INFORMATION SHOWN:
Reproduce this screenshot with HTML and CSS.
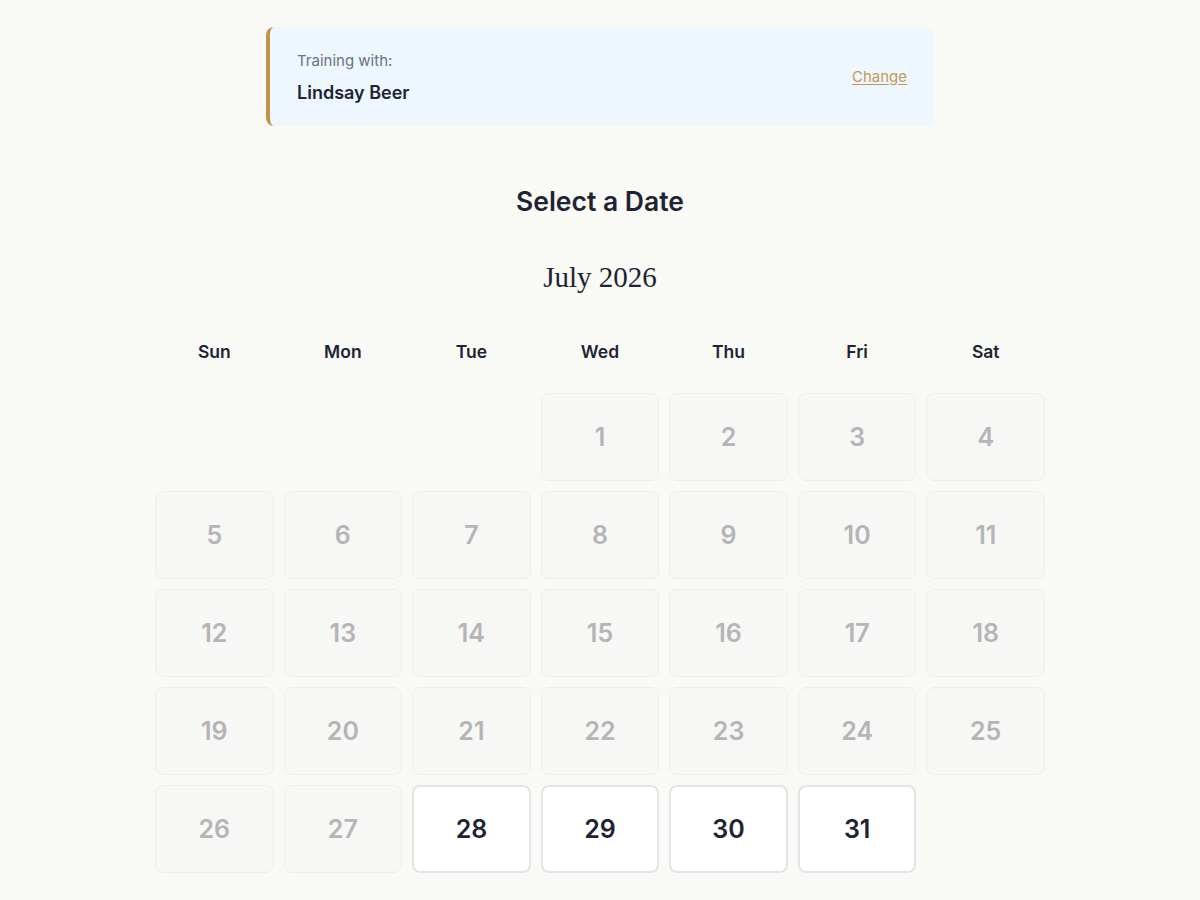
FILE: index.html
```html
<!DOCTYPE html>
<html>
<head>
<meta charset="utf-8">
<link rel="stylesheet" href="styles.css">
</head>
<body>
<main class="page">
  <section class="trainer">
    <div class="trainer-info">
      <div class="trainer-label">Training with:</div>
      <div class="trainer-name">Lindsay Beer</div>
    </div>
    <a class="change" href="#">Change</a>
  </section>
  <h2 class="title">Select a Date</h2>
  <h3 class="month">July 2026</h3>
  <div class="calendar">
    <div class="dow">Sun</div><div class="dow">Mon</div><div class="dow">Tue</div><div class="dow">Wed</div><div class="dow">Thu</div><div class="dow">Fri</div><div class="dow">Sat</div>
    <div class="empty"></div><div class="empty"></div><div class="empty"></div>
    <div class="day off">1</div><div class="day off">2</div><div class="day off">3</div><div class="day off">4</div>
    <div class="day off">5</div><div class="day off">6</div><div class="day off">7</div><div class="day off">8</div><div class="day off">9</div><div class="day off">10</div><div class="day off">11</div>
    <div class="day off">12</div><div class="day off">13</div><div class="day off">14</div><div class="day off">15</div><div class="day off">16</div><div class="day off">17</div><div class="day off">18</div>
    <div class="day off">19</div><div class="day off">20</div><div class="day off">21</div><div class="day off">22</div><div class="day off">23</div><div class="day off">24</div><div class="day off">25</div>
    <div class="day off">26</div><div class="day off">27</div><div class="day on">28</div><div class="day on">29</div><div class="day on">30</div><div class="day on">31</div>
  </div>
</main>
</body>
</html>
```

FILE: styles.css
```css
html, body {
  margin: 0;
  padding: 0;
  background: #f9f9f6;
  font-family: Inter, "Noto Sans", sans-serif;
  color: #1f2433;
}
.page {
  display: flex;
  flex-direction: column;
  align-items: center;
  padding-top: 27px;
}
.trainer {
  width: 668px;
  box-sizing: border-box;
  height: 99px;
  background: #eef6fe;
  border-left: 4px solid #c2944a;
  border-radius: 8px;
  display: flex;
  align-items: center;
  justify-content: space-between;
  padding: 0 27px 0 27px;
}
.trainer-label {
  font-size: 15px;
  color: #6b7280;
  line-height: 20px;
  margin-bottom: 11px;
  margin-top: 1px;
}
.trainer-name {
  font-size: 18px;
  font-weight: 600;
  line-height: 22px;
  color: #1f2433;
}
.change {
  color: #c49a55;
  font-size: 15px;
  text-decoration: underline;
  text-underline-offset: 2px;
}
.title {
  margin: 59px 0 0;
  font-size: 26.5px;
  font-weight: 600;
  line-height: 32px;
  color: #1f2433;
}
.month {
  margin: 42px 0 0;
  font-family: "Liberation Serif", serif;
  font-weight: 400;
  font-size: 29px;
  line-height: 36px;
  color: #1f2433;
  font-variant-numeric: oldstyle-nums;
}
.calendar {
  margin-top: 45px;
  width: 890px;
  display: grid;
  grid-template-columns: repeat(7, 1fr);
  grid-template-rows: 43px;
  grid-auto-rows: 88px;
  column-gap: 10px;
  row-gap: 10px;
}
.dow {
  text-align: center;
  font-size: 17.5px;
  font-weight: 600;
  line-height: 24px;
  color: #1f2433;
}
.day {
  display: flex;
  align-items: center;
  justify-content: center;
  font-size: 25px;
  font-weight: 600;
  border-radius: 8px;
  box-sizing: border-box;
}
.off {
  background: #f7f7f5;
  border: 1.5px solid #eeeeec;
  color: #b5b5b5;
}
.on {
  background: #ffffff;
  border: 2px solid #e3e4e8;
  color: #1f2433;
}
```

WHAT IS EXPECTED:
Leave the images out and output the remaining material exactly as it stands.

EXERCISE SOLUTION:
Reproduce this screenshot with HTML and CSS.
FILE: index.html
```html
<!DOCTYPE html>
<html>
<head>
<meta charset="utf-8">
<link rel="stylesheet" href="styles.css">
</head>
<body>
<main class="page">
  <section class="trainer">
    <div class="trainer-info">
      <div class="trainer-label">Training with:</div>
      <div class="trainer-name">Lindsay Beer</div>
    </div>
    <a class="change" href="#">Change</a>
  </section>
  <h2 class="title">Select a Date</h2>
  <h3 class="month">July 2026</h3>
  <div class="calendar">
    <div class="dow">Sun</div><div class="dow">Mon</div><div class="dow">Tue</div><div class="dow">Wed</div><div class="dow">Thu</div><div class="dow">Fri</div><div class="dow">Sat</div>
    <div class="empty"></div><div class="empty"></div><div class="empty"></div>
    <div class="day off">1</div><div class="day off">2</div><div class="day off">3</div><div class="day off">4</div>
    <div class="day off">5</div><div class="day off">6</div><div class="day off">7</div><div class="day off">8</div><div class="day off">9</div><div class="day off">10</div><div class="day off">11</div>
    <div class="day off">12</div><div class="day off">13</div><div class="day off">14</div><div class="day off">15</div><div class="day off">16</div><div class="day off">17</div><div class="day off">18</div>
    <div class="day off">19</div><div class="day off">20</div><div class="day off">21</div><div class="day off">22</div><div class="day off">23</div><div class="day off">24</div><div class="day off">25</div>
    <div class="day off">26</div><div class="day off">27</div><div class="day on">28</div><div class="day on">29</div><div class="day on">30</div><div class="day on">31</div>
  </div>
</main>
</body>
</html>
```

FILE: styles.css
```css
html, body {
  margin: 0;
  padding: 0;
  background: #f9f9f6;
  font-family: Inter, "Noto Sans", sans-serif;
  color: #1f2433;
}
.page {
  display: flex;
  flex-direction: column;
  align-items: center;
  padding-top: 27px;
}
.trainer {
  width: 668px;
  box-sizing: border-box;
  height: 99px;
  background: #eef6fe;
  border-left: 4px solid #c2944a;
  border-radius: 8px;
  display: flex;
  align-items: center;
  justify-content: space-between;
  padding: 0 27px 0 27px;
}
.trainer-label {
  font-size: 15px;
  color: #6b7280;
  line-height: 20px;
  margin-bottom: 11px;
  margin-top: 1px;
}
.trainer-name {
  font-size: 18px;
  font-weight: 600;
  line-height: 22px;
  color: #1f2433;
}
.change {
  color: #c49a55;
  font-size: 15px;
  text-decoration: underline;
  text-underline-offset: 2px;
}
.title {
  margin: 59px 0 0;
  font-size: 26.5px;
  font-weight: 600;
  line-height: 32px;
  color: #1f2433;
}
.month {
  margin: 42px 0 0;
  font-family: "Liberation Serif", serif;
  font-weight: 400;
  font-size: 29px;
  line-height: 36px;
  color: #1f2433;
  font-variant-numeric: oldstyle-nums;
}
.calendar {
  margin-top: 45px;
  width: 890px;
  display: grid;
  grid-template-columns: repeat(7, 1fr);
  grid-template-rows: 43px;
  grid-auto-rows: 88px;
  column-gap: 10px;
  row-gap: 10px;
}
.dow {
  text-align: center;
  font-size: 17.5px;
  font-weight: 600;
  line-height: 24px;
  color: #1f2433;
}
.day {
  display: flex;
  align-items: center;
  justify-content: center;
  font-size: 25px;
  font-weight: 600;
  border-radius: 8px;
  box-sizing: border-box;
}
.off {
  background: #f7f7f5;
  border: 1.5px solid #eeeeec;
  color: #b5b5b5;
}
.on {
  background: #ffffff;
  border: 2px solid #e3e4e8;
  color: #1f2433;
}
```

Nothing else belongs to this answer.